▸ **WORK REQUIRED**:
Quote exactly the lines spanning from the top of the data below to the line that contains "FaLinkedin, FaGlobe, FaEnvelope", including both.

▸ **Interface markup and scripts**:
§

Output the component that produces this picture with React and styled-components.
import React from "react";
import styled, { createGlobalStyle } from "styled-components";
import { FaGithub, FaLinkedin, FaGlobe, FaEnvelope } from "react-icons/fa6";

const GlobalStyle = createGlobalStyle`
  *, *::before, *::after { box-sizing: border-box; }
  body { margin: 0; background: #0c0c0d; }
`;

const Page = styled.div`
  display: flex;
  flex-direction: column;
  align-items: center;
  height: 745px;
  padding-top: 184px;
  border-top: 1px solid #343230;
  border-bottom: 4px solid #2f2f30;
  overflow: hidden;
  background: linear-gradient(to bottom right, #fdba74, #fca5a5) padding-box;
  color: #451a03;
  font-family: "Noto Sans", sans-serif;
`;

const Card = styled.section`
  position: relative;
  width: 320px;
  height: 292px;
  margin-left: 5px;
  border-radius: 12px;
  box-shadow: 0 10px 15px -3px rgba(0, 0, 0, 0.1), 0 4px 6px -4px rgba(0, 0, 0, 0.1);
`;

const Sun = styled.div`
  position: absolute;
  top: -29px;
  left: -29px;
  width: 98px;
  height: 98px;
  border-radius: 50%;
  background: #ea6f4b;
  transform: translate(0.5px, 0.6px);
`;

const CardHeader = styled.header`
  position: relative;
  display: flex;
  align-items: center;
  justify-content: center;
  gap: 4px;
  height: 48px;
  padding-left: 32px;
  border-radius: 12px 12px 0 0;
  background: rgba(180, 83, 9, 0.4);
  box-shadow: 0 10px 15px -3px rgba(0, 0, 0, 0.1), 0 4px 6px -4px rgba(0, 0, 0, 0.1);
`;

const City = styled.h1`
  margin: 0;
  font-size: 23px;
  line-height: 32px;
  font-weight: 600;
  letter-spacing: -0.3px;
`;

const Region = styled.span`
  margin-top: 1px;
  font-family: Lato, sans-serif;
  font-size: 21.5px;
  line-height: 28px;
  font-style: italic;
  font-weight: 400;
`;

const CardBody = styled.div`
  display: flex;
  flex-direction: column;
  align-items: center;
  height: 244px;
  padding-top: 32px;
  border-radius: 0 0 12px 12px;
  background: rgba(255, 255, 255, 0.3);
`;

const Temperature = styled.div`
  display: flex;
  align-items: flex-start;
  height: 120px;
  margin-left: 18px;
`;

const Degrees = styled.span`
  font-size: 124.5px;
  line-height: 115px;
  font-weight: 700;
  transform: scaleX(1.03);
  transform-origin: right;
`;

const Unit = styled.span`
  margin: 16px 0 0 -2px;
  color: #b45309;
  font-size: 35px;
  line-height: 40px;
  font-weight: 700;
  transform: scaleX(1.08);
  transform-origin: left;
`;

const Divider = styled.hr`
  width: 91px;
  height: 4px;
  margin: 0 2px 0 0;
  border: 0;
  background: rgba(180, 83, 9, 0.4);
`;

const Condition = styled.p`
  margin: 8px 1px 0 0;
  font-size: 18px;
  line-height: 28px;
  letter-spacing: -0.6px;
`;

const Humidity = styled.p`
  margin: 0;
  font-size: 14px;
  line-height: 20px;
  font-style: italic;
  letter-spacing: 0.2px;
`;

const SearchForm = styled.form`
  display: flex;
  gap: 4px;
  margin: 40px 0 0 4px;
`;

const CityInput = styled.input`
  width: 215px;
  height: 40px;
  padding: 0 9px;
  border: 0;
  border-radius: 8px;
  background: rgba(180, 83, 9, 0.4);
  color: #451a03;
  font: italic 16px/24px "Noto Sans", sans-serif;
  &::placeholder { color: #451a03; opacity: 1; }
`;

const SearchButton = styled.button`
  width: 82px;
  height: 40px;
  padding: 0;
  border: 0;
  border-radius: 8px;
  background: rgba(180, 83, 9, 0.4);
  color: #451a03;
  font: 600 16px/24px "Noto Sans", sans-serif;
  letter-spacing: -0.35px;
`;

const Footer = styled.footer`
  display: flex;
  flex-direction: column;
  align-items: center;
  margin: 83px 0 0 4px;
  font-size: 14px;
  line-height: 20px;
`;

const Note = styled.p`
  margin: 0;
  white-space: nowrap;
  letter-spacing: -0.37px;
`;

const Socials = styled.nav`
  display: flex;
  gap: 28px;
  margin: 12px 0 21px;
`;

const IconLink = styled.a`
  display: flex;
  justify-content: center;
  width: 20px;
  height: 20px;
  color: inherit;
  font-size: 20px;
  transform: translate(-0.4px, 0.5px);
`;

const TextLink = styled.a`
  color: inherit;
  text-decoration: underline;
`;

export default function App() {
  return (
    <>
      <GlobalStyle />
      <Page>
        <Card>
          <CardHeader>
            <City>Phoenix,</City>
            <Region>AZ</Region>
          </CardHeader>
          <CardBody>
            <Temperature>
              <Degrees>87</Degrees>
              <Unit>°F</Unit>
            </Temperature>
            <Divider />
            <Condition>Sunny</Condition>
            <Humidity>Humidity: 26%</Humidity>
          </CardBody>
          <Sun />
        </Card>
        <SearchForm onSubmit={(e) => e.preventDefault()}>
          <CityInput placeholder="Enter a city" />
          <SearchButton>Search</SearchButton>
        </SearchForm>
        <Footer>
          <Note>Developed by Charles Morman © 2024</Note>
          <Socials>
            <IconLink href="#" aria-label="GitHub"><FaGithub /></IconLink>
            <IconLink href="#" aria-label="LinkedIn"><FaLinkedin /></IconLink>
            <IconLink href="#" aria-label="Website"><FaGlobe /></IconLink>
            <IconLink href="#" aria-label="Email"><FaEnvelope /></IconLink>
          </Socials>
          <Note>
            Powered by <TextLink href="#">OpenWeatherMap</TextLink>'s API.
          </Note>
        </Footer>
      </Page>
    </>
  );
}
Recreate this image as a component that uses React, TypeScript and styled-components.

§

▸ **SOLUTION**:
Output the component that produces this picture with React and styled-components.
import React from "react";
import styled, { createGlobalStyle } from "styled-components";
import { FaGithub, FaLinkedin, FaGlobe, FaEnvelope } from "react-icons/fa6";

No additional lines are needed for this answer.